◆ **To do**:
Select every line holding the word "this" and copy it.

─── Data supplied

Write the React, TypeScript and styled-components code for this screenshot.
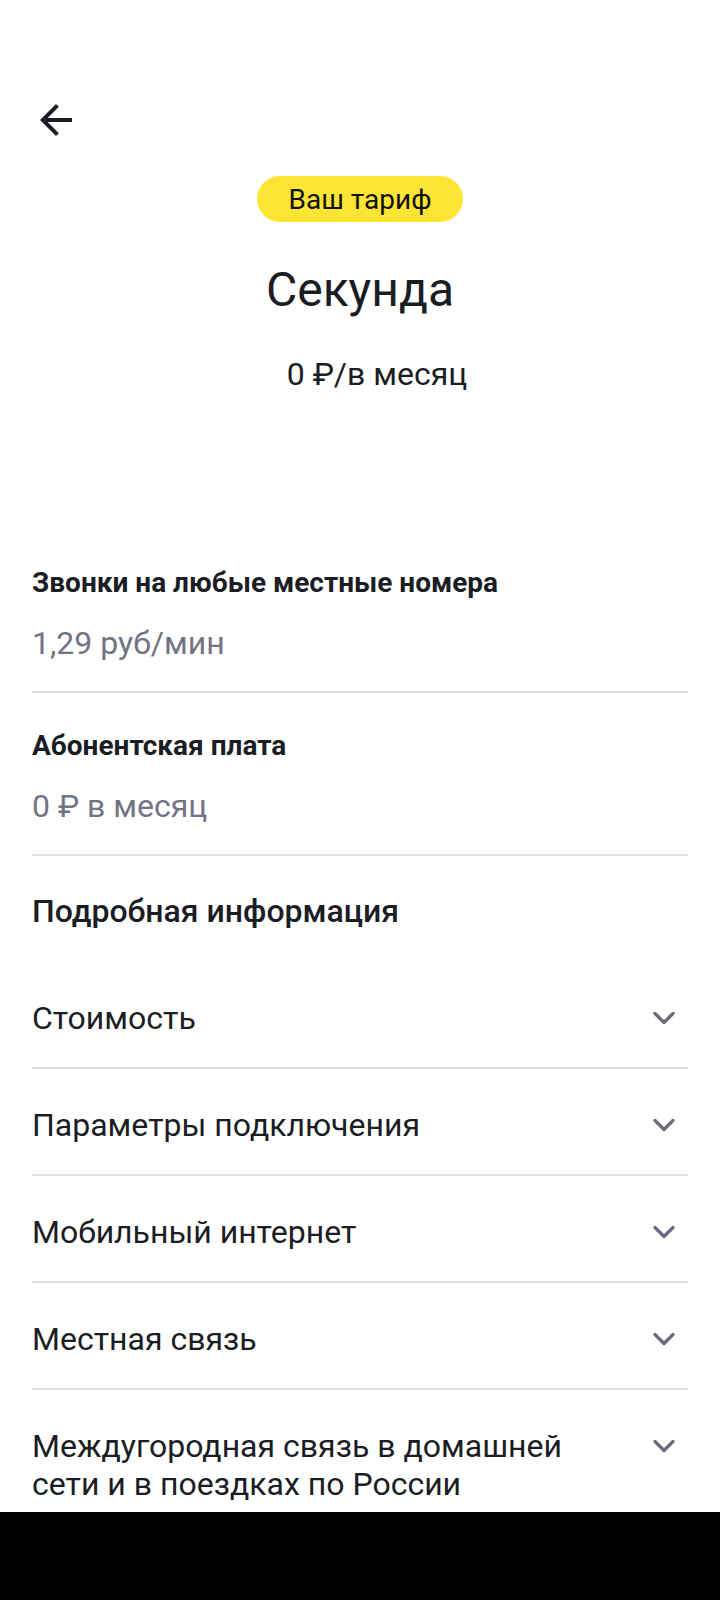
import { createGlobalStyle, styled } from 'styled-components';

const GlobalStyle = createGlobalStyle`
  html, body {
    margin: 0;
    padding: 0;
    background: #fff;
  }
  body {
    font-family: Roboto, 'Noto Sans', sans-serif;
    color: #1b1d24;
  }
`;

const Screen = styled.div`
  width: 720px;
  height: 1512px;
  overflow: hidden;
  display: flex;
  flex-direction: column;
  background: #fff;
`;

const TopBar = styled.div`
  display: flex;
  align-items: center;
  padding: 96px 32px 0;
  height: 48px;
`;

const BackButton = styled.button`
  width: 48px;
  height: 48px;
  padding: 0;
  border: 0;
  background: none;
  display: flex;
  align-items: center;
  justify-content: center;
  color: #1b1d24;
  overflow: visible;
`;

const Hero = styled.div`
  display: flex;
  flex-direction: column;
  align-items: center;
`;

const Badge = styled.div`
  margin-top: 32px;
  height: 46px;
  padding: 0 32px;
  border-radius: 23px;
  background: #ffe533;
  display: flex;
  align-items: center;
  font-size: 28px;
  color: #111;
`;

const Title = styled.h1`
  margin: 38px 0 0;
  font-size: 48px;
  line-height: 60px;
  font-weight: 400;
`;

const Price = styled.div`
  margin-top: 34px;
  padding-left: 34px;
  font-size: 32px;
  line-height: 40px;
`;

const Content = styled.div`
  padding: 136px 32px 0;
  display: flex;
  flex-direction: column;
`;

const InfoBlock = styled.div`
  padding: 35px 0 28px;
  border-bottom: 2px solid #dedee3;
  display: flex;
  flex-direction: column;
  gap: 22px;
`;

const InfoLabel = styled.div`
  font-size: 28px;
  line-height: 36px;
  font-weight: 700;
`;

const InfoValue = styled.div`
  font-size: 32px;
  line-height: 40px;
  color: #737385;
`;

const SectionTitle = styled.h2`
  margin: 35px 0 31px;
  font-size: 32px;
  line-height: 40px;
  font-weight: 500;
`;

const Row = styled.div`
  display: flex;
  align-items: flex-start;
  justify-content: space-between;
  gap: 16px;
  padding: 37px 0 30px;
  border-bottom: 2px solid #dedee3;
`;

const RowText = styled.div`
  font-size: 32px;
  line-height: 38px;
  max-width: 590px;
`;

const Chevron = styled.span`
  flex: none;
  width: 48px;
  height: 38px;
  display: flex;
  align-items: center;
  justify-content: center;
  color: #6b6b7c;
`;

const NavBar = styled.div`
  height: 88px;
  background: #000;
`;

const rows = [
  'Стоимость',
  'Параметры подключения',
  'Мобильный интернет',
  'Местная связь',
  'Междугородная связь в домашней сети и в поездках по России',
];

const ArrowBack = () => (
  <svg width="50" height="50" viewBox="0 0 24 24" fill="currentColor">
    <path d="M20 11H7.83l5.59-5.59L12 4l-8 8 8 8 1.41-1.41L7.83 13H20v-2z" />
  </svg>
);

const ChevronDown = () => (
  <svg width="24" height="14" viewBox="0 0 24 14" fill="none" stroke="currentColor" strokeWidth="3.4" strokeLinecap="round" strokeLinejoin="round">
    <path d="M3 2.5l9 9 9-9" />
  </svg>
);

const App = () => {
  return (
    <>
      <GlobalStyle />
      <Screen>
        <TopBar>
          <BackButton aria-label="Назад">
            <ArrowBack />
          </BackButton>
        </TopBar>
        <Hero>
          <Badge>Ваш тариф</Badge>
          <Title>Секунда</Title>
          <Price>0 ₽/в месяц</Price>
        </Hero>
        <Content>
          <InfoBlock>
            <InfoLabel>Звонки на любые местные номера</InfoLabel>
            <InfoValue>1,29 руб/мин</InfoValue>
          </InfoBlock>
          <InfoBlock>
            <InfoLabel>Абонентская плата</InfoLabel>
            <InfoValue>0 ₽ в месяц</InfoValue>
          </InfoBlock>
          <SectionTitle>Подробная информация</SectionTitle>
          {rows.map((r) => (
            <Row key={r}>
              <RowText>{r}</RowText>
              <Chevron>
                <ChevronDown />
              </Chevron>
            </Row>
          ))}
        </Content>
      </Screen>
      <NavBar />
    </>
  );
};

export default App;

──────
─── Data supplied

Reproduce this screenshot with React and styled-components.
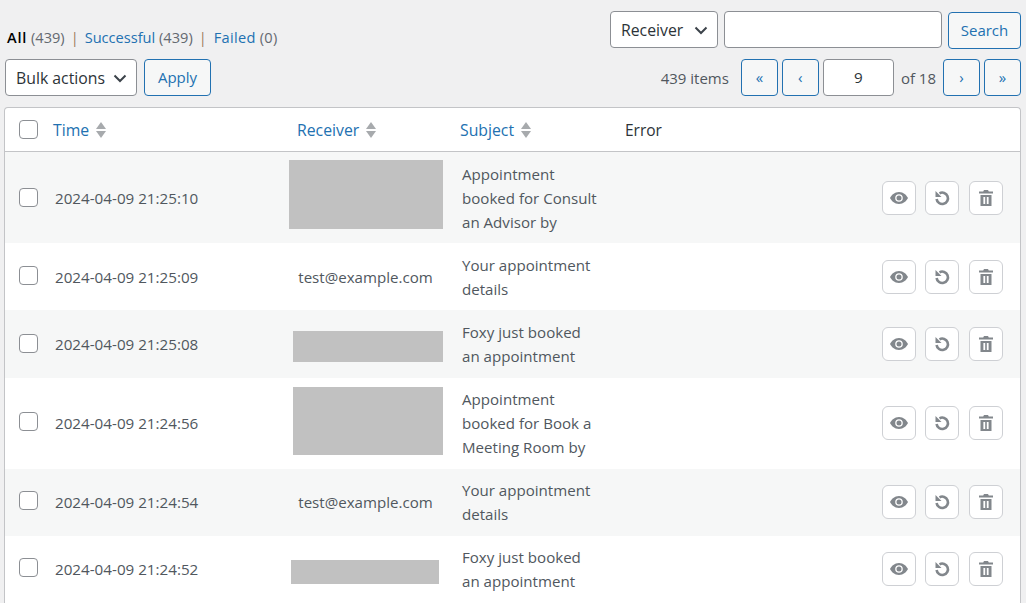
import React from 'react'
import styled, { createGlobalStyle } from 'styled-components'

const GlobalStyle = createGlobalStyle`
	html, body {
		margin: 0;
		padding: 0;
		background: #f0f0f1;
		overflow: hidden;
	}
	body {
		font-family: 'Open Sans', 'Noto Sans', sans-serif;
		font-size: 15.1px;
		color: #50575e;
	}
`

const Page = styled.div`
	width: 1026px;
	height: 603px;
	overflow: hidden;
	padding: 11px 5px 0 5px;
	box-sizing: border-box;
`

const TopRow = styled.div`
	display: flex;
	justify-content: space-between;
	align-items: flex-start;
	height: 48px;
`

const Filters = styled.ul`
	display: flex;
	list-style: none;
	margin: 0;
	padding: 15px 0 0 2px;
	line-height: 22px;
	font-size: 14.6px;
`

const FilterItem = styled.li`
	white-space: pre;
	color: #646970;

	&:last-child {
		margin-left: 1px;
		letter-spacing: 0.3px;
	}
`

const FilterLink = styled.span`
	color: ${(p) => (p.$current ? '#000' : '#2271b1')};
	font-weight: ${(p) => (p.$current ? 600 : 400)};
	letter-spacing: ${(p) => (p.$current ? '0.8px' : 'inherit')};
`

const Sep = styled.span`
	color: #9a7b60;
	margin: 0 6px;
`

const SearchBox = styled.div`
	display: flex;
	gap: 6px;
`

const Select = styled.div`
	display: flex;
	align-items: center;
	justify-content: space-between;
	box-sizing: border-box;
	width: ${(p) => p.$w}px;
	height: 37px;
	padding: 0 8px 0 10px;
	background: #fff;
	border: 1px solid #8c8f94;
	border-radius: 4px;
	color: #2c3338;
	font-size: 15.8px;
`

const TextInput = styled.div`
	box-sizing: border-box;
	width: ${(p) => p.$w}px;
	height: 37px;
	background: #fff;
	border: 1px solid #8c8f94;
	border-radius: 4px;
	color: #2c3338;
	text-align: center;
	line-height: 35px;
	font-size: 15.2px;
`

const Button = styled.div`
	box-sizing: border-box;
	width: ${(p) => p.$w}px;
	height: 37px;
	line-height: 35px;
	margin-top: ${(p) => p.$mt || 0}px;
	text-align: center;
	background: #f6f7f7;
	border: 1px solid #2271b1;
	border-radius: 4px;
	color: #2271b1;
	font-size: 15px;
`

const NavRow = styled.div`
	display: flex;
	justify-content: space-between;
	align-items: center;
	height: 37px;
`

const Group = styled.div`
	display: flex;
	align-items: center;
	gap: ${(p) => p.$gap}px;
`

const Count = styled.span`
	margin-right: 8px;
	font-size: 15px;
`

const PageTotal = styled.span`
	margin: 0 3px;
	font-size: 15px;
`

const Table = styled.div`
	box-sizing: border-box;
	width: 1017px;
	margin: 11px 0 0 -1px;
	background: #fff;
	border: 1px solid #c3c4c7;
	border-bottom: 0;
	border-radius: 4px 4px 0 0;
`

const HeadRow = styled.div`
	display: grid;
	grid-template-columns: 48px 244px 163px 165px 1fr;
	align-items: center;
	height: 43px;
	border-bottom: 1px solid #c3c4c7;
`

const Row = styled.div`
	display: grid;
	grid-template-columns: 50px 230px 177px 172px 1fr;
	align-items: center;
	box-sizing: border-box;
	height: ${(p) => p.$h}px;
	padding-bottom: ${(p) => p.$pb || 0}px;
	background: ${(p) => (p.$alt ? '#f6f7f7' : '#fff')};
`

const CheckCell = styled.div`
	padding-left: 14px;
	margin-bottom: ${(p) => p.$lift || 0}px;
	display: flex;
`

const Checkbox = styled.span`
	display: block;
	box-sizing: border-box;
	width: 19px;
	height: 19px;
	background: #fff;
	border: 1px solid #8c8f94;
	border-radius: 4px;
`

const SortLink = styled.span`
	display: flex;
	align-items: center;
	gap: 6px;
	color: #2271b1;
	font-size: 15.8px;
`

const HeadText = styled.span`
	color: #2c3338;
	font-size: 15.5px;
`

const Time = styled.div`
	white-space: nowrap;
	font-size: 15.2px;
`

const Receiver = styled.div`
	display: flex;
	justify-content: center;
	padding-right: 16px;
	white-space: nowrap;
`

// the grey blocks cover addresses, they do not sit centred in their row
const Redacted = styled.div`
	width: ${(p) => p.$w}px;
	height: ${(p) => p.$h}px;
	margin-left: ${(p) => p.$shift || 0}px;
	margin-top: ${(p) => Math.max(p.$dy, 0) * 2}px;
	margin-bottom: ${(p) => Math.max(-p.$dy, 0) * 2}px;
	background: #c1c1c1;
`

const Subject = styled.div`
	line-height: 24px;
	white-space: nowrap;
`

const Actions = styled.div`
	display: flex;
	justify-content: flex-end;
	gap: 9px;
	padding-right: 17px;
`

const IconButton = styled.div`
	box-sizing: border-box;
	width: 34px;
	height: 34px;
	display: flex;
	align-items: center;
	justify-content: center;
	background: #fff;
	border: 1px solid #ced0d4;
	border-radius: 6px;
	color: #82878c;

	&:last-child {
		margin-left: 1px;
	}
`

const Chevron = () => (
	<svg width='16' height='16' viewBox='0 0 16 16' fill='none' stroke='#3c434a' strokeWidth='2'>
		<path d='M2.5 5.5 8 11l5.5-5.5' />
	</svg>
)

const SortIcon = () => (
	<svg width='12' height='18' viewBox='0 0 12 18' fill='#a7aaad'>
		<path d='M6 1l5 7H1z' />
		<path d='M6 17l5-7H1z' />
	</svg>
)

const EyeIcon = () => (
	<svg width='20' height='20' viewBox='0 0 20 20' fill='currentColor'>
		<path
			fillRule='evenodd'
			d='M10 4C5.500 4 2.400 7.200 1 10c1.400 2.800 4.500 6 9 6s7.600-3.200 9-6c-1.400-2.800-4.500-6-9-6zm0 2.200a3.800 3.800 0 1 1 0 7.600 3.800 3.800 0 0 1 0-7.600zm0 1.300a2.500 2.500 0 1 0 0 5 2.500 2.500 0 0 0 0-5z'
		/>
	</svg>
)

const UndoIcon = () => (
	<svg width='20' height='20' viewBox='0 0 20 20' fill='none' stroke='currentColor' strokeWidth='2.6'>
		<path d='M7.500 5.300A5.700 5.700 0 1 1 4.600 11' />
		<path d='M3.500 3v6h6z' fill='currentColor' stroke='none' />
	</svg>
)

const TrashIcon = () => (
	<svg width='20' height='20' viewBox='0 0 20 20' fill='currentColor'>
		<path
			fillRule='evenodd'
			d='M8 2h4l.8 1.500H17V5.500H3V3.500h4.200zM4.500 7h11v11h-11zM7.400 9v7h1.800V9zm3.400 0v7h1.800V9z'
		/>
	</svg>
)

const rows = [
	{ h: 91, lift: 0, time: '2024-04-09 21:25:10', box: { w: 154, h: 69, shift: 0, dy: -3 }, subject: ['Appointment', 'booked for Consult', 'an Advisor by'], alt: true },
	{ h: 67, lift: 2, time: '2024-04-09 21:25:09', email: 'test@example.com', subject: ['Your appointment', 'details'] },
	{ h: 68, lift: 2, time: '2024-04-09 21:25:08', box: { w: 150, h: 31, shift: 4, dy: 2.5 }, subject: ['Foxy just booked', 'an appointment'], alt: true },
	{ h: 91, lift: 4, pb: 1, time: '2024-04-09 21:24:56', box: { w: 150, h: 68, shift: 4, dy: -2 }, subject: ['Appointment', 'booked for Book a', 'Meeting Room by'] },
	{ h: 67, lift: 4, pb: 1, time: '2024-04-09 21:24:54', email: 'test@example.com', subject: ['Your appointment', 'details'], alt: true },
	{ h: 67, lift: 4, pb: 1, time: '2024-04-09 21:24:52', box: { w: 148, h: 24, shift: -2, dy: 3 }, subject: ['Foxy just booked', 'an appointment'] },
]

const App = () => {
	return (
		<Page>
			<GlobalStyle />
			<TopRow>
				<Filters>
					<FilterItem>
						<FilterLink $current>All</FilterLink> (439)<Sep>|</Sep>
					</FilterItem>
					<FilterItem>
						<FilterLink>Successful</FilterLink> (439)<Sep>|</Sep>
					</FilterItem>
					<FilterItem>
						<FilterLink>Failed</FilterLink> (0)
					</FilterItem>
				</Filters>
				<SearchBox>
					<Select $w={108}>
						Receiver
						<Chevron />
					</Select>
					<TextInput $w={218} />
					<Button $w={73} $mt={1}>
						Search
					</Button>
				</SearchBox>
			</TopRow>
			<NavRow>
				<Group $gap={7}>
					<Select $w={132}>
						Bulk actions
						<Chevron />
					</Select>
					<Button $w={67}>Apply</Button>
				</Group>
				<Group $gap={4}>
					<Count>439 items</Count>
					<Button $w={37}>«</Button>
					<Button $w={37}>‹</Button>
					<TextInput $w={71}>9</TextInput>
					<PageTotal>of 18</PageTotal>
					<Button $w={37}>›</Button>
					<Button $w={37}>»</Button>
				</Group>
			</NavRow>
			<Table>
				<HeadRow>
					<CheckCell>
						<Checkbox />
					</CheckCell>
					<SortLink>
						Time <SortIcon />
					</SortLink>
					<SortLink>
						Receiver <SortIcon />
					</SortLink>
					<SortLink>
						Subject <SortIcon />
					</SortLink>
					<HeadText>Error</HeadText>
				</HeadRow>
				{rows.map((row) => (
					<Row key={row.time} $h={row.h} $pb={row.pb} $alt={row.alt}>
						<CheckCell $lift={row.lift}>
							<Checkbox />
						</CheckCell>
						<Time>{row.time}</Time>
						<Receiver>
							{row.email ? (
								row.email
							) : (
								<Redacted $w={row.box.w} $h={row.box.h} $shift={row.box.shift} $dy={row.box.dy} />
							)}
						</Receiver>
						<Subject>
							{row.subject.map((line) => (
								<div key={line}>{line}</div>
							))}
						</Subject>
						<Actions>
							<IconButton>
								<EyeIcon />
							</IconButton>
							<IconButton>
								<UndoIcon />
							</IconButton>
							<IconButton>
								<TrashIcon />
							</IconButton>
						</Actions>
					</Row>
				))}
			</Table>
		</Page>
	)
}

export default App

──────

◆ **Complete output**:
Write the React, TypeScript and styled-components code for this screenshot.
Reproduce this screenshot with React and styled-components.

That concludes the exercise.